The `CNAME` file points `authorityarc.systemslibrarian.dev` at the deployment. To wire the custom domain: add the domain in the Vercel dashboard (Project → Settings → Domains) and add the CNAME record at the DNS registrar pointing to `cname.vercel-dns.com`.
---
## Data Attribution
VIAF data is provided under the **Open Data Commons Attribution License (ODC-BY)**. Per the license, attribution to OCLC and VIAF appears on every page that displays VIAF-sourced data and in `docs/SOURCES.md`.
Wikidata content used in Stage 4 is available under **CC0** with attribution requested to Wikidata Editors.
This project is **not affiliated with OCLC.** It is an independent educational work that uses OCLC and VIAF public APIs.
---
## License
This project is licensed under the [Creative Commons Attribution-NonCommercial-ShareAlike 4.0 International License (CC BY-NC-SA 4.0)](https://creativecommons.org/licenses/by-nc-sa/4.0/).

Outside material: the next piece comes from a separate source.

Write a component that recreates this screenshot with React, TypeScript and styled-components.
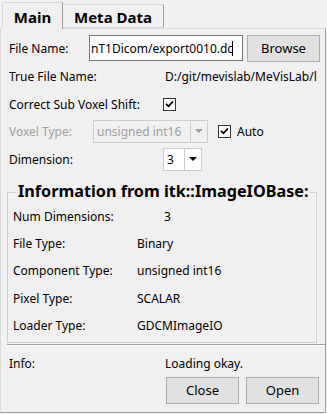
import React from "react";
import styled, { createGlobalStyle } from "styled-components";

const Global = createGlobalStyle`
  html, body { margin: 0; padding: 0; background: #f0f0f0; }
  body { font-family: "Noto Sans", "Open Sans", sans-serif; font-size: 12px; color: #000; }
  * { box-sizing: border-box; }
`;

const Window = styled.div`
  width: 327px;
  height: 414px;
  background: #f0f0f0;
  display: flex;
  flex-direction: column;
`;

const TabBar = styled.div`
  display: flex;
  align-items: flex-end;
  height: 28px;
  padding-left: 2px;
  position: relative;
  z-index: 1;
`;

const Tab = styled.div<{ $active?: boolean; $w: number }>`
  width: ${(p) => p.$w}px;
  height: ${(p) => (p.$active ? 27 : 24)}px;
  margin-bottom: ${(p) => (p.$active ? -1 : 0)}px;
  border: 1px solid #d9d9d9;
  border-bottom: ${(p) => (p.$active ? "none" : "1px solid #d9d9d9")};
  border-left: ${(p) => (p.$active ? "1px solid #d9d9d9" : "none")};
  border-right-color: #a0a0a0;
  background: #f0f0f0;
  font-weight: 700;
  font-size: 15px;
  display: flex;
  align-items: center;
  justify-content: center;
  padding-top: 1px;
`;

const Pane = styled.div`
  width: 326px;
  height: 385px;
  border: 1px solid #d9d9d9;
  border-right-color: #a0a0a0;
  border-bottom-color: #a0a0a0;
  display: flex;
  flex-direction: column;
  padding: 5px 0 0 8px;
`;

const Row = styled.div<{ $h: number; $disabled?: boolean; $mt?: number }>`
  height: ${(p) => p.$h}px;
  margin-top: ${(p) => p.$mt ?? 0}px;
  display: flex;
  align-items: center;
  color: ${(p) => (p.$disabled ? "#a0a0a0" : "#000")};
  white-space: nowrap;
  overflow: hidden;
  flex: none;
`;

const Label = styled.span<{ $w: number }>`
  width: ${(p) => p.$w}px;
  flex: none;
`;

const Plain = styled.span<{ $ml?: number }>`
  color: #000;
  margin-left: ${(p) => p.$ml ?? 0}px;
`;

const TextInput = styled.div`
  width: 154px;
  height: 26px;
  background: #fff;
  border: 1px solid #7a7a7a;
  display: flex;
  align-items: center;
  padding-left: 1px;
  overflow: hidden;
  white-space: nowrap;
`;

const Caret = styled.span`
  display: inline-block;
  width: 1px;
  height: 15px;
  background: #000;
  margin-left: -1px;
`;

const Button = styled.div<{ $ml: number }>`
  width: 73px;
  height: 27px;
  margin-left: ${(p) => p.$ml}px;
  border: 1px solid #adadad;
  background: #e1e1e1;
  display: flex;
  align-items: center;
  justify-content: center;
  font-size: 13px;
  flex: none;
`;

const Check = styled.span<{ $ml?: number }>`
  width: 13px;
  height: 13px;
  margin-left: ${(p) => p.$ml ?? 0}px;
  border: 1px solid #333;
  background: #fff;
  display: inline-flex;
  align-items: center;
  justify-content: center;
  flex: none;
`;

const Combo = styled.div<{ $w: number; $disabled?: boolean }>`
  width: ${(p) => p.$w}px;
  height: 23px;
  border: 1px solid #cccccc;
  background: ${(p) => (p.$disabled ? "#f0f0f0" : "#fff")};
  color: ${(p) => (p.$disabled ? "#a0a0a0" : "#000")};
  display: flex;
  align-items: center;
  padding-left: 3px;
  flex: none;
`;

const ComboText = styled.span`
  flex: 1;
`;

const ComboArrow = styled.span`
  width: 17px;
  height: 21px;
  border-left: 1px solid #cccccc;
  display: flex;
  align-items: center;
  justify-content: center;
`;

const Group = styled.div`
  margin: 19px 8px 0 -2px;
  border: 1px solid #d0d0d0;
  position: relative;
  height: 151px;
  padding: 10px 0 0 5px;
  display: flex;
  flex-direction: column;
  flex: none;
`;

const GroupTitle = styled.span`
  position: absolute;
  top: -12px;
  left: 8px;
  padding: 0 2px;
  background: #f0f0f0;
  font-weight: 700;
  font-size: 16.2px;
  line-height: 20px;
  white-space: nowrap;
`;

const Separator = styled.div`
  margin: 1px 0 0 -2px;
  height: 2px;
  flex: none;
  border-top: 1px solid #a0a0a0;
  border-bottom: 1px solid #ffffff;
`;

const Arrow = ({ color }: { color: string }) => (
  <svg width="8" height="4" viewBox="0 0 8 4">
    <path d="M0 0H8L4 4Z" fill={color} />
  </svg>
);

const Tick = () => (
  <svg width="9" height="8" viewBox="0 0 9 8">
    <path d="M1 3.8L3.5 6.3L8 1.5" stroke="#000" strokeWidth="1.8" fill="none" />
  </svg>
);

export default function App() {
  return (
    <Window>
      <Global />
      <TabBar>
        <Tab $active $w={61}>Main</Tab>
        <Tab $w={101}>Meta Data</Tab>
      </TabBar>
      <Pane>
        <Row $h={28}>
          <Label $w={80}>File Name:</Label>
          <TextInput>nT1Dicom/export0010.dc<Caret /></TextInput>
          <Button $ml={4}>Browse</Button>
        </Row>
        <Row $h={29}>
          <Label $w={156}>True File Name:</Label>
          <span>D:/git/mevislab/MeVisLab/l</span>
        </Row>
        <Row $h={26}>
          <Label $w={154}>Correct Sub Voxel Shift:</Label>
          <Check><Tick /></Check>
        </Row>
        <Row $h={28} $disabled>
          <Label $w={84}>Voxel Type:</Label>
          <Combo $w={115} $disabled>
            <ComboText>unsigned int16</ComboText>
            <ComboArrow><Arrow color="#a0a0a0" /></ComboArrow>
          </Combo>
          <Check $ml={10}><Tick /></Check>
          <Plain $ml={6}>Auto</Plain>
        </Row>
        <Row $h={28}>
          <Label $w={154}>Dimension:</Label>
          <Combo $w={39}>
            <ComboText>3</ComboText>
            <ComboArrow><Arrow color="#000" /></ComboArrow>
          </Combo>
        </Row>
        <Group>
          <GroupTitle>Information from itk::ImageIOBase:</GroupTitle>
          <Row $h={27}>
            <Label $w={151}>Num Dimensions:</Label>
            <span>3</span>
          </Row>
          <Row $h={27}>
            <Label $w={124}>File Type:</Label>
            <span>Binary</span>
          </Row>
          <Row $h={27}>
            <Label $w={124}>Component Type:</Label>
            <span>unsigned int16</span>
          </Row>
          <Row $h={28}>
            <Label $w={124}>Pixel Type:</Label>
            <span>SCALAR</span>
          </Row>
          <Row $h={27}>
            <Label $w={124}>Loader Type:</Label>
            <span>GDCMImageIO</span>
          </Row>
        </Group>
        <Separator />
        <Row $h={26} $mt={4}>
          <Label $w={156}>Info:</Label>
          <span>Loading okay.</span>
        </Row>
        <Row $h={28}>
          <Button $ml={157}>Close</Button>
          <Button $ml={7}>Open</Button>
        </Row>
      </Pane>
    </Window>
  );
}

See [LICENSE](./LICENSE) for the full text.
---
## Mission
The Authority Arc exists to make the half-century of work that catalogers, reference librarians, and authority-control specialists have done on identity *visible to the people who keep reinventing it from scratch.*
The work is not glamorous. It is exact. It deserves to be understood.
---
"Whether therefore ye eat, or drink, or whatsoever ye do, do all to the glory of God."